A mast is sighted ahead. The Spar approaches the trawler wallowing in the heavy sea. Our gunner's mate, wearing a bright red vest, aims his line-throwing gun across the bow of the other ship. There is a report and a thin line soars over the water. In less than ten minutes the fishing vessel is in tow and the Spar headed back towards New Bedford.

Now the seas begin to abate. I start to feel like eating good food again. Early in the trip I had given my lobster saute to Neptune as a peace offering and thereafter had subsisted on dry bread and Coca Cola. But now the smell of the cooks preparing cream of tomato soup and grilled cheese sandwiches wafts through the passageways, a sure sign that good weather was back.
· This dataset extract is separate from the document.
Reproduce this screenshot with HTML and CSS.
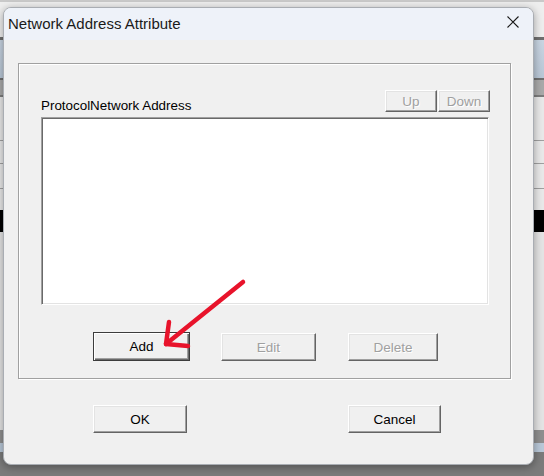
FILE: index.html
```html
<!DOCTYPE html>
<html>
<head>
<meta charset="utf-8">
<link rel="stylesheet" href="styles.css">
</head>
<body>
<div class="desktop">
  <div class="band b1"></div><div class="band b2"></div><div class="band b3"></div><div class="band b4"></div>
  <div class="band b5"></div><div class="band b6"></div><div class="band b7"></div><div class="band b8"></div>
  <div class="band row"></div><div class="band sep"></div><div class="band row"></div><div class="band sep"></div>
  <div class="band row2"></div><div class="band sep"></div>
  <div class="band row3"></div><div class="band black"></div><div class="band lower"></div><div class="band grey"></div>
  <div class="band blue"></div><div class="band rest"></div>
</div>

<div class="dialog">
  <div class="titlebar">
    <span class="title">Network Address Attribute</span>
    <svg class="close" width="12" height="12" viewBox="0 0 12 12"><path d="M0.5 0.5 L11.5 11.5 M11.5 0.5 L0.5 11.5" stroke="#1b1b1b" stroke-width="1.1" fill="none"/></svg>
  </div>
  <div class="content">
    <div class="group">
      <div class="group-head">
        <span class="label">ProtocolNetwork Address</span>
        <div class="updown">
          <button class="btn small" disabled>Up</button>
          <button class="btn small" disabled>Down</button>
        </div>
      </div>
      <div class="list"></div>
      <div class="actions">
        <button class="btn default add">Add</button>
        <button class="btn edit" disabled>Edit</button>
        <button class="btn delete" disabled>Delete</button>
      </div>
    </div>
    <div class="footer">
      <button class="btn ok">OK</button>
      <button class="btn cancel">Cancel</button>
    </div>
  </div>
</div>

<svg class="arrow" width="544" height="476" viewBox="0 0 544 476">
  <path d="M243 282 L166 344" stroke="#e8132b" stroke-width="4.5" stroke-linecap="round" fill="none"/>
  <path d="M169 322 L166 344 L188 346" stroke="#e8132b" stroke-width="4.5" stroke-linecap="round" stroke-linejoin="round" fill="none"/>
</svg>
</body>
</html>
```
FILE: styles.css
```css
html, body {
  margin: 0;
  padding: 0;
}
body {
  width: 544px;
  height: 476px;
  overflow: hidden;
  position: relative;
  font-family: "Liberation Sans", Arial, sans-serif;
  background: #7b7b7b;
}
.desktop {
  display: flex;
  flex-direction: column;
  width: 544px;
  height: 476px;
}
.band { flex: none; }
.b1 { height: 2px; background: #c9c9c9; }
.b2 { height: 35px; background: #eeeeee; }
.b3 { height: 3px; background: #6f6f6f; }
.b4 { height: 38px; background: linear-gradient(#c9d5e2, #b9c7d6); }
.b5 { height: 2px; background: #6f6f6f; }
.b6 { height: 15px; background: #a9a9a9; }
.b7 { height: 2px; background: #7d7d7d; }
.b8 { height: 21px; background: #e9e9e9; }
.row { height: 22px; background: #e9e9e9; }
.row2 { height: 24px; background: #e9e9e9; }
.row3 { height: 21px; background: #e9e9e9; }
.sep { height: 1px; background: #a0a0a0; }
.black { height: 22px; background: #000; }
.lower { height: 198px; background: #e4e4e4; }
.grey { height: 13px; background: #8f8f8f; }
.blue { height: 9px; background: #b9c8d8; }
.rest { flex: 1; background: #7b7b7b; }

.dialog {
  position: absolute;
  left: 3px;
  top: 7px;
  width: 531px;
  height: 458px;
  box-sizing: border-box;
  background: #f0f0f0;
  border: 1px solid #a9adb3;
  border-radius: 8px;
  overflow: hidden;
  box-shadow: 0 2px 8px rgba(0, 0, 0, 0.35);
  display: flex;
  flex-direction: column;
}
.titlebar {
  height: 32px;
  flex: none;
  background: #eef2f9;
  display: flex;
  align-items: flex-start;
  justify-content: space-between;
  padding: 0 14px 0 4px;
}
.title {
  font-size: 15px;
  line-height: 32px;
  color: #1a1a1a;
}
.close {
  margin-top: 8px;
}
.content {
  flex: 1;
  padding: 23px 0 0 14px;
  display: flex;
  flex-direction: column;
}
.group {
  width: 493px;
  height: 316px;
  box-sizing: border-box;
  border: 1px solid #a0a0a0;
  box-shadow: inset 1px 1px 0 #fff, 1px 1px 0 #fff;
  padding: 26px 21px 0 22px;
  display: flex;
  flex-direction: column;
}
.group-head {
  height: 22px;
  display: flex;
  justify-content: space-between;
  align-items: flex-end;
}
.label {
  font-size: 13.4px;
  line-height: 15px;
  color: #000;
  margin-bottom: -1px;
}
.updown {
  display: flex;
  gap: 1px;
  margin-right: -1px;
}
.btn {
  font-family: "Liberation Sans", Arial, sans-serif;
  font-size: 13.5px;
  color: #000;
  background: #f0f0f0;
  box-sizing: border-box;
  padding: 0;
  margin: 0;
  border: 1px solid;
  border-color: #ffffff #646464 #646464 #ffffff;
  box-shadow: inset -1px -1px 0 #a0a0a0, inset 1px 1px 0 #e3e3e3;
  border-radius: 0;
}
.btn:disabled {
  color: #a0a0a0;
  text-shadow: 1px 1px 0 #ffffff;
}
.small {
  width: 52px;
  height: 22px;
}
.list {
  margin-top: 5px;
  width: 448px;
  height: 188px;
  box-sizing: border-box;
  background: #fff;
  border: 1px solid;
  border-color: #a0a0a0 #ffffff #ffffff #a0a0a0;
  box-shadow: inset 1px 1px 0 #696969, inset -1px -1px 0 #e3e3e3;
}
.actions {
  margin-top: 27px;
  display: flex;
  align-items: flex-start;
}
.add {
  margin-left: 52px;
  width: 97px;
  height: 29px;
}
.default {
  border: 1px solid #3c3c3c;
  box-shadow: inset 1px 1px 0 #ffffff, inset -1px -1px 0 #696969, inset -2px -2px 0 #a0a0a0;
}
.edit {
  margin-left: 31px;
  margin-top: 1px;
  width: 95px;
  height: 28px;
}
.delete {
  margin-left: 32px;
  margin-top: 1px;
  width: 90px;
  height: 28px;
}
.footer {
  margin-top: 26px;
  display: flex;
}
.ok {
  margin-left: 75px;
  width: 94px;
  height: 28px;
}
.cancel {
  margin-left: 161px;
  width: 93px;
  height: 28px;
}
.arrow {
  position: absolute;
  left: 0;
  top: 0;
  pointer-events: none;
}
```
Finally, we are in Rhode Island Sound and then Buzzards Bay. The fishing craft is turned over to the commercial towboat Captain Leroy at the entrance to New Bedford harbor. We haul in the towline and where once had been a fishing vessel find a sack of deep sea lobsters, secured there by the trawler crew. The Spar turns back down Buzzards Bay towards Bristol. Steaming up Narragansett Bay in the morning light, the sun causes a million reflections on the water to play tag with one another. Rose Island, Buoy 17TTR, Poppasquash Point and Bristol Harbor draw closer at a steady 12.1 knots. It is neither hot nor cold and the wind does not bite. There are no disabled fishing vessels, no gales, no Vietnam, no Dallas, no Birmingham, no hunger, no fear, no weariness, no pain, nothing but a world in which all is well.

The Spar approaches the dock.

"Put out all lines when you can."

A gentle nudge and the Spar is home again.